I love to wear a crisp full blouse with slim pants or a spring dress when I go out. But now that we can go inside to restaurants and shows, I’m frequently chilled by the A.C. Pashminas seem to be out of fashion, a sweater is too bulky, and even a lightweight coat is too hot (and seems to be the wrong look). What to do? — Caroline, Washington, D.C.
This is one of those problems that feels lucky to have. After all, for the last 16 months we’ve been largely barred from going inside anything — restaurants, offices, stores, theaters — at least while accompanied by other people. Freezing indoors when it is hot outside was a luxury that signified a return of genuine social life, and until recently it was unclear when that would ever happen.
But it has — at least in some countries. And we should be thankful for it. As well as for the ability to complain about ridiculous air-conditioning.
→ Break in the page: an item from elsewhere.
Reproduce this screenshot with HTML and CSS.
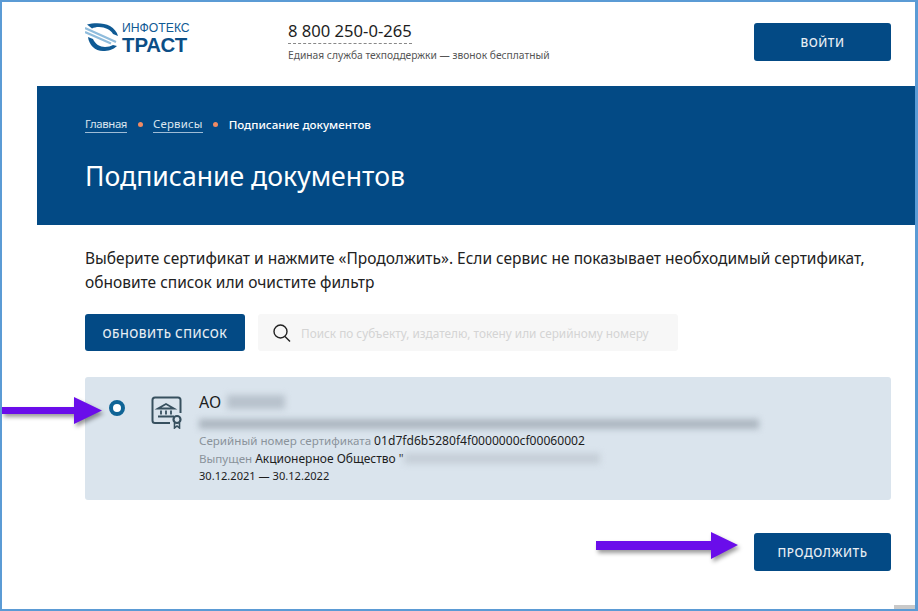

One of the conversations that has been going on in the same 16 months is whether we will have learned anything from our experience with the pandemic — and if so, what it will be. Some of those presumed lessons center on sustainability and climate change, but it seems that this one didn’t quite take.
Air-conditioning is both generally bad for the environment, thanks to the energy consumption involved as well as the hydrofluorocarbons used as coolants in many developing countries, and one of our most persistent expressions of gender imbalance.
Famously, offices have been kept freezing in summer in large part because the traditional male dress code required a jacket, or at least a long-sleeved shirt, and long trousers, which in the summer months made the wearer hot and sweaty. The traditional woman’s dress code of … well, a dress, or maybe sleeveless top and skirt, did not create the same problem. But given that men were mostly in the positions of power, the shared space was cooled to their satisfaction. Female colleagues, on the other hand, were forced to keep cardigans in their desk drawers.
(Speaking as a woman who has spent years doing exactly that.)
As with offices, so with restaurants and other indoor recreational spaces! Now, apparently, as well as then.
So what to do? Anita Leclerc, our fashion editor, suggests looking at some of the new loose-weave summer knits that popped up after lockdown and allow for both aeration and movement as well as some warmth.
Karla Welch, a stylist who works with both Tracee Ellis Ross and Sarah Paulson, recommends bringing a jacket to drape over your shoulders as the best life hack. That obviates the issue of squishing full sleeves into narrow jacket sleeves, but still provides a cocoon of warmth. Check out the Frankie Shop and Cos for options.
Admittedly, there are those who may have complicated associations with this style — its most famous recent proponent was Melania Trump — but it does solve the immediate problem. As for the larger problems behind the problem, those we should keep working on.